Comment se fabriquent des parents ? La culture de la parentalité est, au sens des psychanalystes, des psychologues, des psychiatres mais aussi des philosophes, des enseignants, des éducateurs, des politiques, le défi du 21e siècle. C’est pourtant le plus vieux métier du monde, le plus universel, le plus complexe sans doute, peut-être même le plus impossible mais aussi, le plus multiple. L’important, c’est de trouver sa propre manière d’être parent, de transmettre le lien, la tendresse, la protection de soi et des autres, la vie. La parentalité, mot étrange, que nous avons forgé dans différentes langues ces dernières années à partir du mot anglais parenthood, nous en avons fait un néologisme en français comme si nous avions pris conscience, récemment, que la parentalité était un processus complexe et pas un état, et qu’il fallait un nouveau mot pour dire cela.

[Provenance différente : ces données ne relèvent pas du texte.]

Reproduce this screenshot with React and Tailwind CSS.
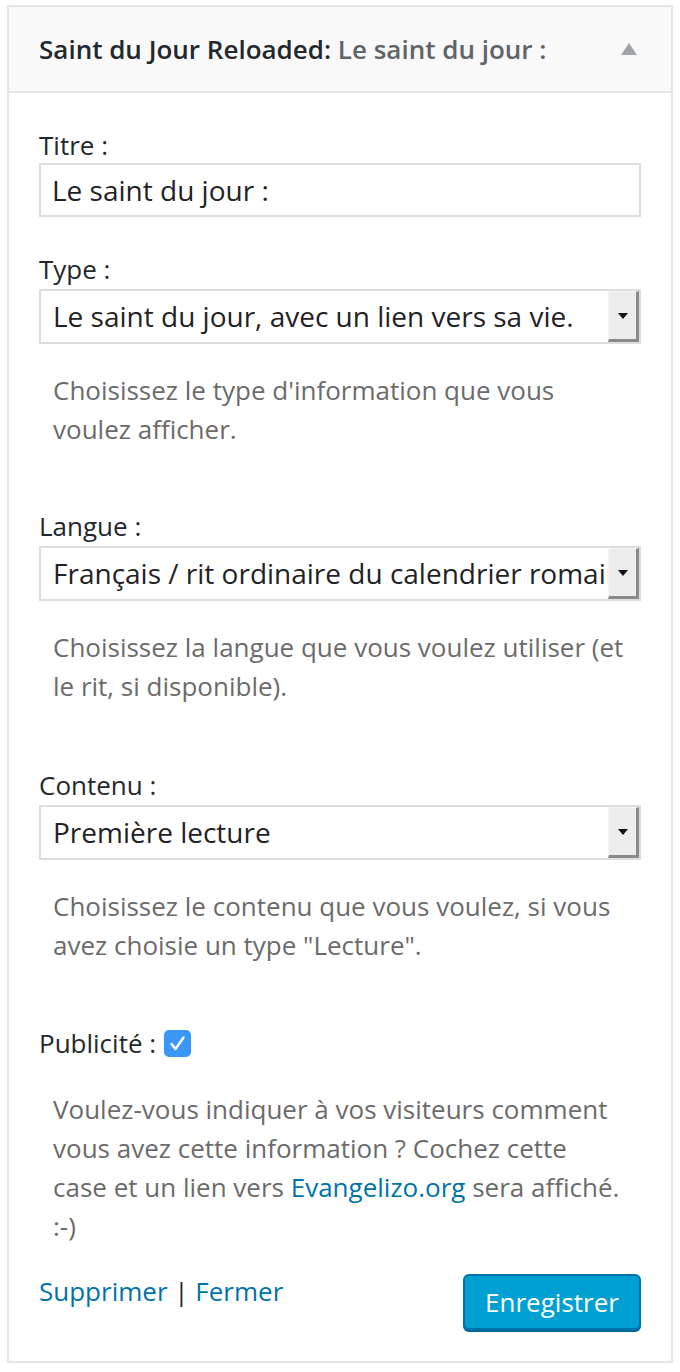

Les ingrédients de la parentalité en transculturel
Ainsi donc, on ne naît pas parents, on le devient dans un contexte donné… La parentalité se fabrique avec des ingrédients multiples. Certains sont collectifs, ils appartiennent à la société tout entière, changent avec le temps, ceux-là sont historiques, juridiques, sociaux et culturels. D’autres sont plus intimes, privés, conscients ou inconscients, ils appartiennent à chacun des deux parents en tant que personne et en tant que futur parent, au couple, à la propre histoire familiale du père et de la mère, à la structuration de la famille. Ici se joue ce qui est transmis et ce que l’on cache, les traumas infantiles et la manière dont chacun les a colmatés. Enfin, il est une autre série de facteurs qui relèvent de l’enfant lui-même, qui transforme ses géniteurs en parents. Le bébé, on le sait depuis les travaux de Cramer, Lebovici, Stern et bien d’autres, est un partenaire actif de l’interaction parents-enfant et par-là même de la construction de la parentalité.
Or, nos sociétés multiculturelles nous enseignent une chose : il y a mille et une façons d’être père et d’être mère. Pour les professionnels de l’enfance – éducateurs, psychologues, personnels soignants… –, toute la difficulté réside dans le fait de laisser de la place pour qu’émergent ces potentialités, sans émettre de jugement sur « la meilleure façon d’être père ou d’être mère ». C’est un travail ardu, car la tendance naturelle de tout professionnel est de penser qu’il sait mieux que les parents comment être avec l’enfant, quels sont ses besoins, ses attentes… Or, il vaudrait mieux permettre que les capacités émergent chez les parents, et se mettre en disposition de soutenir ces capacités.